Accueillir

01 juin 2017

Je me souviens des histoires de mon grand-père, propriétaire d’une ferme dans le Pays de Bray. À cette époque, ce n’est pas si éloigné, la force principale était celle des hommes et des animaux. L’époque des récoltes et moissons s’étirait de juin jusqu’à octobre, avec de nombreux ouvriers agricoles qui traversaient la France en suivant le mûrissement des céréales ou des fruits. Il n’était donc pas rare de rencontrer des personnes sur les routes, de leur faire une place dans la grange, en prenant bien soin de confisquer leur briquet. De là aussi, la tradition de mettre une assiette de plus à table, à tous les repas. Si l’accueil premier était inconditionnel, pour rester ensuite il fallait travailler. Des champs à défricher, un tas de bois à ranger, des réparations de clôtures, en dehors des moissons, le travail ne manquait pas. De là pouvait surgir la rencontre entre des univers, des informations d’autres régions que les médias ou les vacances ne permettaient pas de connaître. L’accueillant s’enrichissait autant de l’apport de l’accueilli.

Aujourd’hui, l’information passe par d’autres canaux. Les saisonniers existent toujours, pour les vendanges par exemple, mais la quantité de travail a considérablement diminué et ils n’assurent que rarement le lien entre les territoires.

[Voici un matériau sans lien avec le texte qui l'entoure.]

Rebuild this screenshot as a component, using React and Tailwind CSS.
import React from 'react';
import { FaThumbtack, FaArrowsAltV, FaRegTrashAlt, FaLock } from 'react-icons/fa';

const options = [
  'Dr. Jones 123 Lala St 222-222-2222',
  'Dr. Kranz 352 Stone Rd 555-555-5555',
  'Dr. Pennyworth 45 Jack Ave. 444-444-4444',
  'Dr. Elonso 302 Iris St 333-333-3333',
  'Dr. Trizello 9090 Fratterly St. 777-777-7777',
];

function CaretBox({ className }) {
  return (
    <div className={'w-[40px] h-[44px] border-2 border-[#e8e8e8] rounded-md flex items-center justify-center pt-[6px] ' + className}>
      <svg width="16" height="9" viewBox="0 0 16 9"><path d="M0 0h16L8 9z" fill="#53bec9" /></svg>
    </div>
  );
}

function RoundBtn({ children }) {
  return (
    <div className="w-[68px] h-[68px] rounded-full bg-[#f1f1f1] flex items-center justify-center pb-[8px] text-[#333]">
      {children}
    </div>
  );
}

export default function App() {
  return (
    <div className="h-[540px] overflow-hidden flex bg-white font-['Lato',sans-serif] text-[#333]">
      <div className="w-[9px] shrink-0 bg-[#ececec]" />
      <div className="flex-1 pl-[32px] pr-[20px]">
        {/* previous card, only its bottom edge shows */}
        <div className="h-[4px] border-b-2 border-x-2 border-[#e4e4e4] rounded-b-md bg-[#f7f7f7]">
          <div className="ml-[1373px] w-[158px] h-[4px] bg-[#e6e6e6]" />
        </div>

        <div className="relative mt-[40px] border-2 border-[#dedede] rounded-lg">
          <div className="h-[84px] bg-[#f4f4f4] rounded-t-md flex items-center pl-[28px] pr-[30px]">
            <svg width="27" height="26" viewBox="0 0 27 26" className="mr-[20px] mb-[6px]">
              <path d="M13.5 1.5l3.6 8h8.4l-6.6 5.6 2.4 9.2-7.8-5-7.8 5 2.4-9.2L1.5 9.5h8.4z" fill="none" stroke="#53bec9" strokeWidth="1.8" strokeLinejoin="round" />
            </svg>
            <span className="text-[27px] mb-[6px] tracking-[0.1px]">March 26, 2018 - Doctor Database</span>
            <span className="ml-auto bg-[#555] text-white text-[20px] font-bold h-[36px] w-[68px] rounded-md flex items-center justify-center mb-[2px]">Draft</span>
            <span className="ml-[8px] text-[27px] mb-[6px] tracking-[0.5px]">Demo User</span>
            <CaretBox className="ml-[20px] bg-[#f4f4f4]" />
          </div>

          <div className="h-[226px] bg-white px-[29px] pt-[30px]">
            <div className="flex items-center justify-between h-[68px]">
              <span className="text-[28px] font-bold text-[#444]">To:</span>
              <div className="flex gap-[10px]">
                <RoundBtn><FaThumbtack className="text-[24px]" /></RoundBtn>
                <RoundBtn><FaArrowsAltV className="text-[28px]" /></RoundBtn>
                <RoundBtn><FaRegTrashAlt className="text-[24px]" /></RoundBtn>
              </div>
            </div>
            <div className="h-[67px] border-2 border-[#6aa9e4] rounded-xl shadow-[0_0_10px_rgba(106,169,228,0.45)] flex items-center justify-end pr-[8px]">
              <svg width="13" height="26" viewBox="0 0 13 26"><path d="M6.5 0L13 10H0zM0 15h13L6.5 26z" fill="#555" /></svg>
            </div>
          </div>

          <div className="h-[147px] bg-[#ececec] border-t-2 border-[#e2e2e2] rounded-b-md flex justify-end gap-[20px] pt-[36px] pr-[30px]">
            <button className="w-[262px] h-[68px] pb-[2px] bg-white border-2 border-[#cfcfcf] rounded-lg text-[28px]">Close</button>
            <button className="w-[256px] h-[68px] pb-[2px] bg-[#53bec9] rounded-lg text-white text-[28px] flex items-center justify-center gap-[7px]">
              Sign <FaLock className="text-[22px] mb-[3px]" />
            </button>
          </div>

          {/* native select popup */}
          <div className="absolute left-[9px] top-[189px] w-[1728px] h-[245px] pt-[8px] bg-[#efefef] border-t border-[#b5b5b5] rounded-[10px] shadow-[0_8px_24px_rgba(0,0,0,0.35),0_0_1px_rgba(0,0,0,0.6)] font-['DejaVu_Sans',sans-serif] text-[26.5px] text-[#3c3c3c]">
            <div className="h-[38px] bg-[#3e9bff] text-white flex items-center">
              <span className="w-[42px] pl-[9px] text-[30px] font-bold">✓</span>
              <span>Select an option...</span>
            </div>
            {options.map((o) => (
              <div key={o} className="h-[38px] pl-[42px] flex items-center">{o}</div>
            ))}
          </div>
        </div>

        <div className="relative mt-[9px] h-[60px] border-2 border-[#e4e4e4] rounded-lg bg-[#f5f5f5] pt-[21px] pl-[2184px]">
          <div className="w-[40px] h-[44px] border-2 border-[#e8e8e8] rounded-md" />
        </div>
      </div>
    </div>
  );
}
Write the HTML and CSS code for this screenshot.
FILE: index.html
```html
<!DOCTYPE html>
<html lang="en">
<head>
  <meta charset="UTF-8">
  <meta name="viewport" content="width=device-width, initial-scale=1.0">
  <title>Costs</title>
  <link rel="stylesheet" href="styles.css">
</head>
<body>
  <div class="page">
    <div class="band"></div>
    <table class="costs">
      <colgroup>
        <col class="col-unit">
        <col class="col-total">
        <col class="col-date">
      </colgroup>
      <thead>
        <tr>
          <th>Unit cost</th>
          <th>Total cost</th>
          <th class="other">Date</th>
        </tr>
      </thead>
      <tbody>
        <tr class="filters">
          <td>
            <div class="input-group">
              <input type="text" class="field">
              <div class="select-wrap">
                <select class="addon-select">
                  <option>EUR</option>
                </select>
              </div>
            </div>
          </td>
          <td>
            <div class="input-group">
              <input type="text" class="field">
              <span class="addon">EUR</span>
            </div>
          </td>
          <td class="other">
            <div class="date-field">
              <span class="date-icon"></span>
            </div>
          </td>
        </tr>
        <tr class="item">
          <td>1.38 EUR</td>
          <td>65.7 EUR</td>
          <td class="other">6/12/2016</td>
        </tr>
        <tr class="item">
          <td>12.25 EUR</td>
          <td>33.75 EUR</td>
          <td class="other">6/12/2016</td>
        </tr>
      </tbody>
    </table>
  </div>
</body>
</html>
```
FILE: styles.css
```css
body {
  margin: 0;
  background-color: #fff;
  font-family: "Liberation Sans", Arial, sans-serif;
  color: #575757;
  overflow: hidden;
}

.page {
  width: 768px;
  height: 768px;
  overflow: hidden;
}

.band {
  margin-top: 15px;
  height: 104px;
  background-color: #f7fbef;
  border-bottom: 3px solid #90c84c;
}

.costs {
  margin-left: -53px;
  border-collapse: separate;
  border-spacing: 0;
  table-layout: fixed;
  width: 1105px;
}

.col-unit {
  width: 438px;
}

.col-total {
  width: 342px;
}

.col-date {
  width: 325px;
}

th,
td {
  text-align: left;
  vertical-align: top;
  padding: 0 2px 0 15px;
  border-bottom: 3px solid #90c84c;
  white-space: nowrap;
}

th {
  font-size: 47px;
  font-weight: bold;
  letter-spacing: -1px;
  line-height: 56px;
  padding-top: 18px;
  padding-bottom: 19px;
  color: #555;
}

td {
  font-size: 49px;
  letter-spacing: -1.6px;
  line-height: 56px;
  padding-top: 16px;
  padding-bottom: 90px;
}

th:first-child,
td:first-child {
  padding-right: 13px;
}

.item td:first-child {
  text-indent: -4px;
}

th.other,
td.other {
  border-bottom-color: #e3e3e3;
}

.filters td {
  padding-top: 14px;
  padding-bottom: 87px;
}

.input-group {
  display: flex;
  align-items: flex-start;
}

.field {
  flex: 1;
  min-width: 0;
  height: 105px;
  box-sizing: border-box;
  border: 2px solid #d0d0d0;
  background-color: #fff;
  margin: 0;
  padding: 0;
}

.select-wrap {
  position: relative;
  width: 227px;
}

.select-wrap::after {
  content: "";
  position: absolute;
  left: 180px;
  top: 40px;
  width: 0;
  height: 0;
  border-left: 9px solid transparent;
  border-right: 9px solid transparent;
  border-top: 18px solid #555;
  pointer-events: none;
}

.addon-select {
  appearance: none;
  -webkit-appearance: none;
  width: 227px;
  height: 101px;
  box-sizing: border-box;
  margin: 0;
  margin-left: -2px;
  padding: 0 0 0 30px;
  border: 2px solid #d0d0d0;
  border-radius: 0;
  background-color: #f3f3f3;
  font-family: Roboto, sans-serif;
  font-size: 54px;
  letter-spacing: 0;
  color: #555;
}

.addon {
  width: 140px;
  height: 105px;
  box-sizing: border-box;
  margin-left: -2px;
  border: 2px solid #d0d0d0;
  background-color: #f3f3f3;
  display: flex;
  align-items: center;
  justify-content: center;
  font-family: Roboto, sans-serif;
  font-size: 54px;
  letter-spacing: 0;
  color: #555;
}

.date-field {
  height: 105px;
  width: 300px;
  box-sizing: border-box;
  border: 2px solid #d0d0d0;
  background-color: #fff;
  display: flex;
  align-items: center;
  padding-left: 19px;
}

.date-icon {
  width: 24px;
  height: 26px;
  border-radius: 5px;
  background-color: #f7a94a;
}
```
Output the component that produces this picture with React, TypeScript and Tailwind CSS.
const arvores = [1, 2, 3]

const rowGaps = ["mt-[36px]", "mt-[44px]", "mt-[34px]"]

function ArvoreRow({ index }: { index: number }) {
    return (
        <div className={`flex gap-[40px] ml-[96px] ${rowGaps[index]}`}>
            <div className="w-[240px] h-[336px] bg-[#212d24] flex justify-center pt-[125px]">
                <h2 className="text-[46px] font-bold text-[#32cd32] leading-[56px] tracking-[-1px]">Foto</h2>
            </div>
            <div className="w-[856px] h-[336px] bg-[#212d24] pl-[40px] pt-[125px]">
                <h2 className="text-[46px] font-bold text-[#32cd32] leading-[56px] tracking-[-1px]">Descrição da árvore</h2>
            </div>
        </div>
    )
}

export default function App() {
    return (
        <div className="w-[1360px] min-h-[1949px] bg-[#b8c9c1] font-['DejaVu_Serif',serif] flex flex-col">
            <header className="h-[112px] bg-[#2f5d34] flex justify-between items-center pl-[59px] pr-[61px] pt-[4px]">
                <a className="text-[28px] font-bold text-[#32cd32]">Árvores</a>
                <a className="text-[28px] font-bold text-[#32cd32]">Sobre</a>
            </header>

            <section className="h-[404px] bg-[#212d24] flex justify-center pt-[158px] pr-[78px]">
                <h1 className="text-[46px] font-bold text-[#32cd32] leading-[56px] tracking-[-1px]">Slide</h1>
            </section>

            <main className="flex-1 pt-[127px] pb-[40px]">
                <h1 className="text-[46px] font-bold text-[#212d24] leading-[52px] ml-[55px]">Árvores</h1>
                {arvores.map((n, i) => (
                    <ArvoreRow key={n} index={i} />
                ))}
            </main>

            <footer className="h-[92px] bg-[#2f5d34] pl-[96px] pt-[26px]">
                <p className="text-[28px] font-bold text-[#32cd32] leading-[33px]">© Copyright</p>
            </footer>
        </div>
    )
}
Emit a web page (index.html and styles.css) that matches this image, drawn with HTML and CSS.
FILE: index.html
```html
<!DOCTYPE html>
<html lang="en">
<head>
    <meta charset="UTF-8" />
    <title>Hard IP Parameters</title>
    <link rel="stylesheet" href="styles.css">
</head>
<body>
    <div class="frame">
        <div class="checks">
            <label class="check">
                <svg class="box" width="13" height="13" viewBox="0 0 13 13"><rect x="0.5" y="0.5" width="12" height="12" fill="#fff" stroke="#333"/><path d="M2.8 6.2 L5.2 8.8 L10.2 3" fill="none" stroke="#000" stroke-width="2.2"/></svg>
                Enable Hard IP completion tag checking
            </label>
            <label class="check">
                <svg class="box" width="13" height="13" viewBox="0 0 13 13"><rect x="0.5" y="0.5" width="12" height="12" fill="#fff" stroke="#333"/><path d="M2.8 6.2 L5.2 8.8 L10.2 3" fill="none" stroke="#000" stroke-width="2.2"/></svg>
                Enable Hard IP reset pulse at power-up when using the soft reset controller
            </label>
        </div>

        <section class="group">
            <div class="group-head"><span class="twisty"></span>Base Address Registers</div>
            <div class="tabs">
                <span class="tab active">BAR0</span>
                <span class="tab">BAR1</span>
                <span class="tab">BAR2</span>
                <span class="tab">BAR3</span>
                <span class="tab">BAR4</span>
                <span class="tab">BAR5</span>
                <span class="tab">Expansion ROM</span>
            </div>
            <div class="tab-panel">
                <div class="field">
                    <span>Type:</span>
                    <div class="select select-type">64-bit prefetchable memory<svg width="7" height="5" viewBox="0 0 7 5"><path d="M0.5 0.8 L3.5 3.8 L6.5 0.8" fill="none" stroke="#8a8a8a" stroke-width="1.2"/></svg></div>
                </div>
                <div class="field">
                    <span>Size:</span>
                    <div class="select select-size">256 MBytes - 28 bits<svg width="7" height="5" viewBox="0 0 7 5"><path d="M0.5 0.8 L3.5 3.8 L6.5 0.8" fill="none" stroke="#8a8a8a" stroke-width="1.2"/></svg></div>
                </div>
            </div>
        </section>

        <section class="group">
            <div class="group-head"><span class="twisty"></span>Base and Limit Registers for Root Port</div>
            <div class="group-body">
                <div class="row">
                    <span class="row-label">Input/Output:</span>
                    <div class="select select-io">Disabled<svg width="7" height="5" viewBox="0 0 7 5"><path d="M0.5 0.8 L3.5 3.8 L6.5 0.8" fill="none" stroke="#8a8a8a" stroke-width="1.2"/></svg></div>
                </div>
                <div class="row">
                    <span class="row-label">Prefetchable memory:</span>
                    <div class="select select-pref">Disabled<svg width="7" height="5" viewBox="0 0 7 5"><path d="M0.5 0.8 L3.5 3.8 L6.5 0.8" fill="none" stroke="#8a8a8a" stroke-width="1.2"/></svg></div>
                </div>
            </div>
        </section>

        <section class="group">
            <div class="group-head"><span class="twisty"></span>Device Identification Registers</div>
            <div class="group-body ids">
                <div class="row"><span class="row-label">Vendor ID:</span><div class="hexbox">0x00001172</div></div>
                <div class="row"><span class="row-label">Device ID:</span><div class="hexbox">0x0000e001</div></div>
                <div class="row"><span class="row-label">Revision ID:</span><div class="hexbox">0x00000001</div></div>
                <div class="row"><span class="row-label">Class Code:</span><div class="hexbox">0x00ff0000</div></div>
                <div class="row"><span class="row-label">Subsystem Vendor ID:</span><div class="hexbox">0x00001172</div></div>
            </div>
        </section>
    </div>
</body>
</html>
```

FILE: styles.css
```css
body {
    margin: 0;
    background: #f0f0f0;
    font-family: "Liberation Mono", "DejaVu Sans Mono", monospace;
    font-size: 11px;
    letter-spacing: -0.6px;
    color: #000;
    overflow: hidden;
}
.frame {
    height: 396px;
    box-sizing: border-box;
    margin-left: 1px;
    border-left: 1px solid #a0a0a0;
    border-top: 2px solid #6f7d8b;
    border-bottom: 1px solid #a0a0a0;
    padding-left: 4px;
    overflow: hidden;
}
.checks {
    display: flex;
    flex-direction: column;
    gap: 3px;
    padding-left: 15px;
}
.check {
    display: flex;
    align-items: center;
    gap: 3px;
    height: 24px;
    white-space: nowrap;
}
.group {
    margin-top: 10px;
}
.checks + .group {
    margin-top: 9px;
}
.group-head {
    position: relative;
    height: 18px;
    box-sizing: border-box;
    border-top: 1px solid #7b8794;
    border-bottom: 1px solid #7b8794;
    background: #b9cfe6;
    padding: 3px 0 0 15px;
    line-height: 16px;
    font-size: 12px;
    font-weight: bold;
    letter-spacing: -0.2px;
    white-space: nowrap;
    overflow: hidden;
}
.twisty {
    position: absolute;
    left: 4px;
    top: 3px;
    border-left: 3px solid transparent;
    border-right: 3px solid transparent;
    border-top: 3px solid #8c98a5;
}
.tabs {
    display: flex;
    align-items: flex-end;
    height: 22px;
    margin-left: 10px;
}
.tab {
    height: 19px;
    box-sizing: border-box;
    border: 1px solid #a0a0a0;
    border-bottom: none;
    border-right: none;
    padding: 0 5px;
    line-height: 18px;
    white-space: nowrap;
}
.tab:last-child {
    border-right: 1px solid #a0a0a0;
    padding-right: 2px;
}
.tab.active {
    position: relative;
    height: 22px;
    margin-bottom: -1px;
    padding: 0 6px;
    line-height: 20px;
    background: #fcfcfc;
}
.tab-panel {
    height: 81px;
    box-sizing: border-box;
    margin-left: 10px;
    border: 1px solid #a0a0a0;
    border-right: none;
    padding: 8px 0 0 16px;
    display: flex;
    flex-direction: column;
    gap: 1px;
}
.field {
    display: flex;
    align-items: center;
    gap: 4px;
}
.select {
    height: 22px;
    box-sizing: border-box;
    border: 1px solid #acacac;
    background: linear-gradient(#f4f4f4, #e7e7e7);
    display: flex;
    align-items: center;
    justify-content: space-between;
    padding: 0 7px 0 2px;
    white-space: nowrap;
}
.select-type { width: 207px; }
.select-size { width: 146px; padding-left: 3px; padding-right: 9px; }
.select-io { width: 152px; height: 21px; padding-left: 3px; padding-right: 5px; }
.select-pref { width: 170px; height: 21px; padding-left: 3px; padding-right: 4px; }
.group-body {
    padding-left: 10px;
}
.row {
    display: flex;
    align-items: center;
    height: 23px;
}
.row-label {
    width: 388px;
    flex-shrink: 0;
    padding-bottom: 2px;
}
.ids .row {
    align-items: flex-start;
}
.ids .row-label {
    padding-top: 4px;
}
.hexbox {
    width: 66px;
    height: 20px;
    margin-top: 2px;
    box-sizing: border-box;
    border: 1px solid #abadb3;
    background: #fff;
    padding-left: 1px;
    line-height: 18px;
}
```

Qu’on pense aux mariages célébrés au XVIIe siècle entre huguenots de Brie et de Lemé, simplement parce que les récoltes finies les garçons remontaient vers le nord pour aider dans les autres fermes.

En un siècle, l’accueil a changé de visage ou de nécessité. Il se réinvente au gré des failles de séparation de notre nouvelle société : les générations, les migrations… Chaque fois que dans la rencontre accueillant et accueilli découvrent le visage d’une sœur ou d’un frère, et qu’ils prennent tous les deux le nom d’« hôte ».